Virtual and Augmented Reality Poised to Revolutionise Australia’s Mining Sector

A university professor working on the development of virtual reality (VR) and augmented reality (AR) platforms says a virtual and robotic revolution in Australia’s mining industry could spell the end of fly-in-fly-out (FIFO) workers within decades.
Virtual and augmented reality, along with automation, are transforming the mining sector, says UniSA Professor Tom Raimondo. They allow more work to be done remotely, saving time and money and removing many of the risks and travel for workers.
As the Dean of Programs for Information Technology and Mathematics at UniSA, Raimondo is developing VR and AR platforms to enhance core logging with machine learning, create fully digital reconstructions of mining operations, and even simulate the drilling process.
“Globally, it is becoming more difficult and more expensive to discover new mineral deposits because they are deeper than ever,” says Raimondo. “It is also more difficult to extract and process minerals. VR and AR platforms give us a better way to visualise and interpret highly complex data and spatial information and make good decisions about where we should be targeting our exploration efforts. In terms of training workers, it also removes the hazards. Mining is inherently dangerous, so the more we can transition to autonomous systems, the better off the mining industry will be.”

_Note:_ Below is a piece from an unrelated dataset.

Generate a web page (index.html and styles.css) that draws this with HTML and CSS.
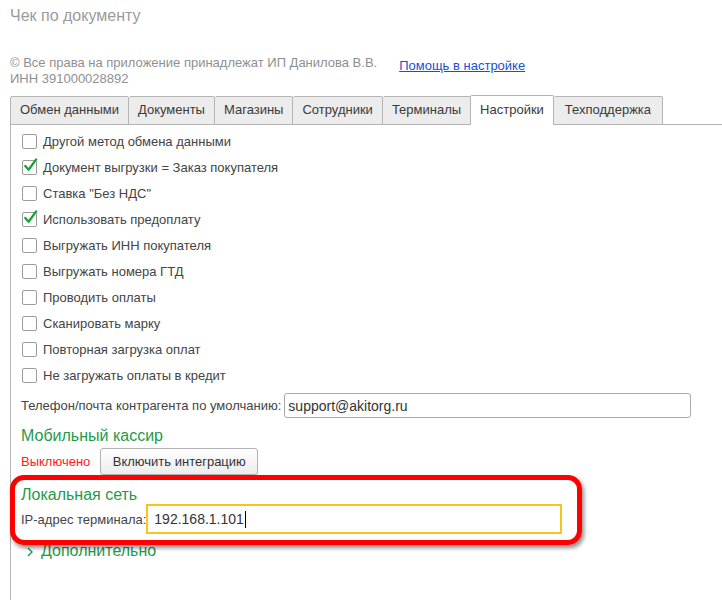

The MinEx CRC, the world’s largest mineral exploration collaboration, has facilitated much of Raimondo’s work. This includes projects such as the RoXplorer digital twin, an ultra-realistic simulation of the drill site of the future, and the Exploration Metaverse, a collection of immersive AR and VR platforms for collaboratively viewing and analysing complex mining data with colleagues and experts from across the world in real time. The RoXplorer digital twin, which replicates a drill site and its operations, enables industry workers to virtually run repeated drilling simulations safely and efficiently with zero environmental impact.
In collaboration with UniSA’s Australian Research Centre for Interactive and Virtual Environments (IVE), Raimondo’s Project LIVE team is also exploring the potential of digital twins for other industries involving hazardous processes, including forestry, construction and fire management services.
 Raimondo explains that these technologies will enable zero-entry mining, where all operations are done remotely, and the miners of the future will interact with digital twins and autonomous robots rather than rock cuts and blast sites.
“This technology is improving all the time,” says Raimondo. “If you think back to even ten years ago, we almost exclusively relied on desktop computers or even pen and paper to interpret data. It was often clunky, slow, and done out of context. Now we’re integrating VR headsets, mobile phones and wearable technology like AR goggles to do this analysis much more rapidly and doing it in situ, with data informing our decisions every step of the way.”
“Instead of being constrained to a small desktop display, keyboard and mouse, we now have the full 360 degrees of our surrounding environment to interpret things more accurately and intuitively, freeing up our hands, giving us space to think, and engaging our brain in a different way. It’s a very exciting future.”